Together with cocktail mixologist, Alexander Kan, they began to experiment with preserved ingredients, making their own canned products and creating recipes from new tinned goods only now available in Russia, as well as from the old Soviet classics.

"We created many of the preserved foods from scratch ourselves, they are homemade and natural," Shurshakov said, "The preserves can be made in a very short time. You can make dishes from them in less than five minutes and, of course, they all last for a very long time."

Nevertheless, not all will be convinced. Of the seven salty preserve snacks available, costing between 290 and 350 rubles each (from $10 to $12), only a few are worth opening a tin for.

Shurshakov's favorite is made from a can of seaweed, one of the cheapest preserved goods in Soviet times. Combined with a spicy sauce it produces a tasty salad. A tin of gorbusha, a type of salmon, is used to make a soup. It is made in front of the diner with the use of a French press to separate the stock from the fish.

The best dish on the menu is based on Deko, a Belgian tinned-ham product, which combined with capers, egg and served on toast, was the only meal that makes you want to lick the plate clean.

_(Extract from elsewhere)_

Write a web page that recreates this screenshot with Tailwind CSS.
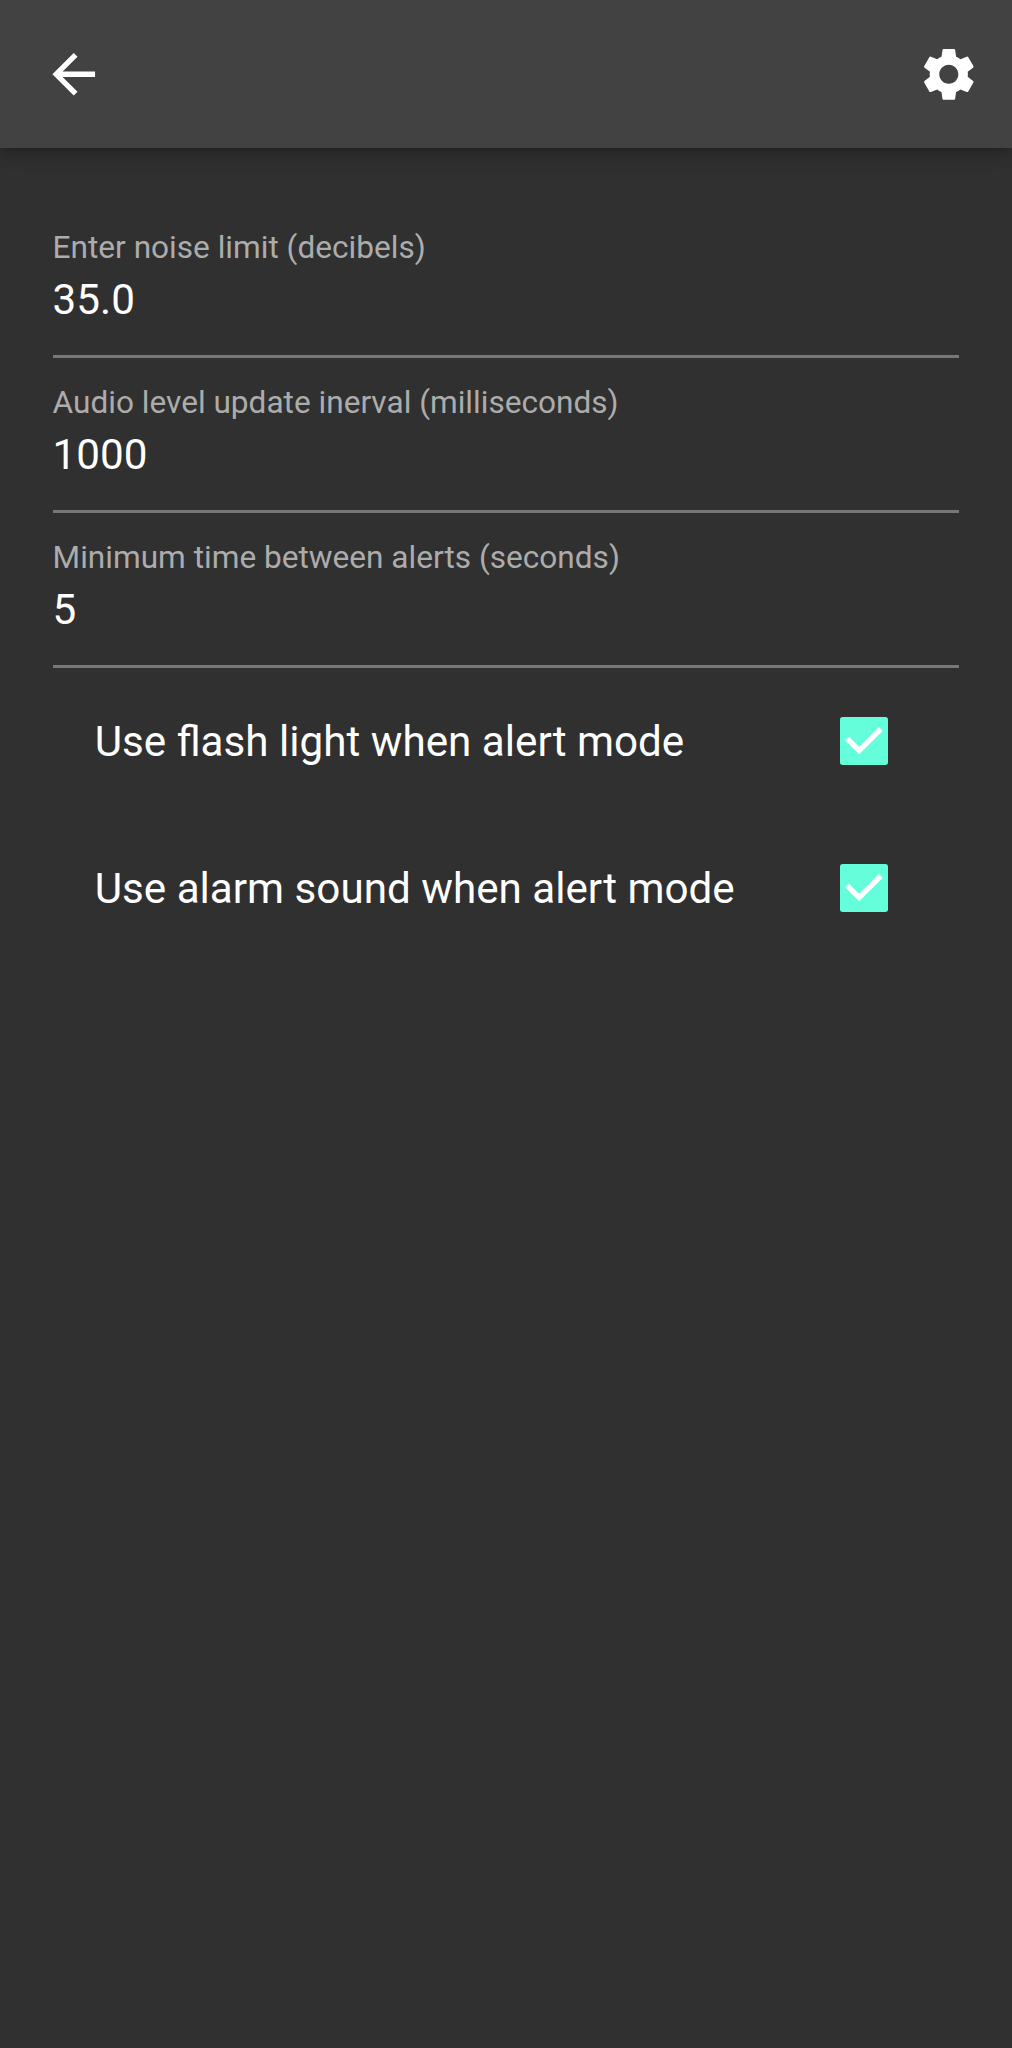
<!DOCTYPE html>
<html lang="en">
<head>
<meta charset="utf-8">
<title>Settings</title>
<script src="https://cdn.jsdelivr.net/npm/@tailwindcss/browser@4"></script>
</head>
<body class="bg-[#303030] text-white font-[Roboto,sans-serif] min-h-screen">
<header class="relative h-[147.8px] bg-[#424242] flex items-center justify-between pl-[42px] pr-[31.6px] shadow-[0_5px_10px_-2px_rgba(0,0,0,0.2),0_10px_13px_0_rgba(0,0,0,0.08),0_3px_26px_0_rgba(0,0,0,0.06)]">
  <button aria-label="Back"><svg class="block w-[64px] h-[64px]" viewBox="0 0 24 24" fill="currentColor"><path transform="translate(-.1 .1)" d="M20 11H7.83l5.59-5.59L12 4l-8 8 8 8 1.41-1.41L7.83 13H20v-2z"/></svg></button>
  <button aria-label="Settings"><svg class="block w-[63.6px] h-[63.6px]" viewBox="0 0 24 24" fill="currentColor"><path transform="translate(0 .2)" d="M19.14 12.94c.04-.3.06-.61.06-.94 0-.32-.02-.64-.07-.94l2.03-1.58c.18-.14.23-.41.12-.61l-1.92-3.32c-.12-.22-.37-.29-.59-.22l-2.39.96c-.5-.38-1.03-.7-1.62-.94l-.36-2.54c-.04-.24-.24-.41-.48-.41h-3.84c-.24 0-.43.17-.47.41l-.36 2.54c-.59.24-1.13.57-1.62.94l-2.39-.96c-.22-.08-.47 0-.59.22L2.74 8.87c-.12.21-.08.47.12.61l2.03 1.58c-.05.3-.09.63-.09.94s.02.64.07.94l-2.03 1.58c-.18.14-.23.41-.12.61l1.92 3.32c.12.22.37.29.59.22l2.39-.96c.5.38 1.03.7 1.62.94l.36 2.54c.05.24.24.41.48.41h3.84c.24 0 .44-.17.47-.41l.36-2.54c.59-.24 1.13-.56 1.62-.94l2.39.96c.22.08.47 0 .59-.22l1.92-3.32c.12-.22.07-.47-.12-.61l-2.01-1.58zM12 15.6c-1.98 0-3.6-1.62-3.6-3.6s1.62-3.6 3.6-3.6 3.6 1.62 3.6 3.6-1.62 3.6-3.6 3.6z"/></svg></button>
</header>
<main class="pt-[55px]">
  <section class="px-[52.6px]">
    <div class="h-[155.2px] pt-[26px] flex flex-col border-b-3 border-[#777777]">
      <label class="text-[31.6px] leading-[37px] text-[#acacac]">Enter noise limit (decibels)</label>
      <div class="mt-[9px] text-[42.2px] leading-[50px]">35.0</div>
    </div>
    <div class="h-[155.2px] pt-[26px] flex flex-col border-b-3 border-[#777777]">
      <label class="text-[31.6px] leading-[37px] text-[#acacac]">Audio level update inerval (milliseconds)</label>
      <div class="mt-[9px] text-[42.2px] leading-[50px]">1000</div>
    </div>
    <div class="h-[155.2px] pt-[26px] flex flex-col border-b-3 border-[#777777]">
      <label class="text-[31.6px] leading-[37px] text-[#acacac]">Minimum time between alerts (seconds)</label>
      <div class="mt-[9px] text-[42.2px] leading-[50px]">5</div>
    </div>
  </section>
  <section class="-mt-px pl-[94.7px] pr-[123.8px]">
    <div class="h-[147.2px] flex items-center justify-between">
      <span class="pt-0.5 text-[42.2px] leading-[50px]">Use flash light when alert mode</span>
      <svg class="block w-12 h-12" viewBox="0 0 18 18"><rect width="18" height="18" rx="1" fill="#64ffda"/><path d="M2.7 8.1 7.2 12.6 15.3 4.5" fill="none" stroke="#fff" stroke-width="2"/></svg>
    </div>
    <div class="h-[147.2px] flex items-center justify-between">
      <span class="pt-0.5 text-[42.2px] leading-[50px]">Use alarm sound when alert mode</span>
      <svg class="block w-12 h-12" viewBox="0 0 18 18"><rect width="18" height="18" rx="1" fill="#64ffda"/><path d="M2.7 8.1 7.2 12.6 15.3 4.5" fill="none" stroke="#fff" stroke-width="2"/></svg>
    </div>
  </section>
</main>
</body>
</html>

"People would assume preserved goods aren't healthy, but just like anything you shouldn't eat them every day. People often drink beer, right? They are far healthier than beer," Shurshakov said.

The list of cocktails — a Bloody Mary that uses preserved tomatoes and a citrus based cocktail with puree from preserved lychees — are all very good and luckily lacking in any meat or fish products, but the desserts are a different matter, standing alone despite their preserved origins. Try potato cakes in a chocolate-rum sauce or the homemade ice cream made from condensed milk with a dash of vinegar on the side.

"It has been more successful than we ever imagined," Shurshakov said, "We wanted to challenge ourselves to make art from something unexpected while surprising our clientele."

The menu is available for another two weeks, but the sprat dish will remain permanently on offer at Mechta as will cod liver with apple puree, which is supposedly similar to ice cream at sister restaurant Chaika.